Saturday: Blue Mountain, where former associate head coach Taylor Clark has taken the reins from program founder Curt Fowler, opens at home with a pair against Williams Baptist. … Millsaps is at LeTourneau (Texas) for a doubleheader to begin coach Jim Page’s 31st season with the Majors, an uncharacteristic 10-24 in 2021. (Millsaps will host an eight-team tournament Feb. 11-13 with games at both Twenty Field and Smith-Wills Stadium.) … Tougaloo (4-21 last year) opens at Xavier (La.).
P.S. Belhaven (20-18 last season) opens Feb. 11 on the road at East Texas Baptist, and MUW (23-11) will play that day vs. Rhodes College in the Millsaps tournament. The NCAA Division I schools start Feb. 18, with the exception of Alcorn State, slated to begin the Reggie Williams era on Feb. 25 at McNeese State.

01 Feb

fitting tribute

MLB Network did a nice tribute to former big leaguer Jeff Innis, who died Sunday at 59 from cancer. Old Jackson Mets fans will remember Innis, a skinny, sidearming right-hander who served two stints at Smith-Wills Stadium, in 1984 and again in ’86. He was humble and witty in those days — and an effective reliever for two good teams. MLBN’s Tom Verducci, who also wrote a piece for si.com about Innis, called him a “calm port in a busy storm” with the New York Mets of the late ’80s and hailed his “humility and kindness.” Other tributes from former teammates echoed those sentiments.
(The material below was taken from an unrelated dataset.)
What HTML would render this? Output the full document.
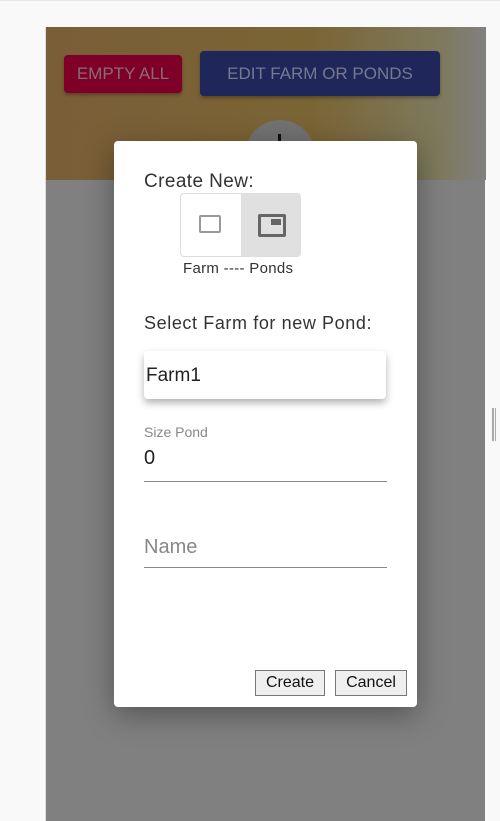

Innis said in a 1986 interview that he was buried in the bullpen at Illinois when he decided to start throwing sidearm. Despite a low-80s fastball, he showed enough potential that the Mets drafted him in the 13th round in 1983. Innis put up a 4.25 ERA and eight saves for the Texas League champion JaxMets in 1984 and, after being bumped back to A-ball in 1985, became the closer (2.45 ERA, 25 saves) for the ’86 team that reached the TL title series. Innis was never a star during seven seasons with the big Mets, but he was a good pitcher: 3.05 ERA in 288 games. He was also a good guy who evidently touched a lot of lives.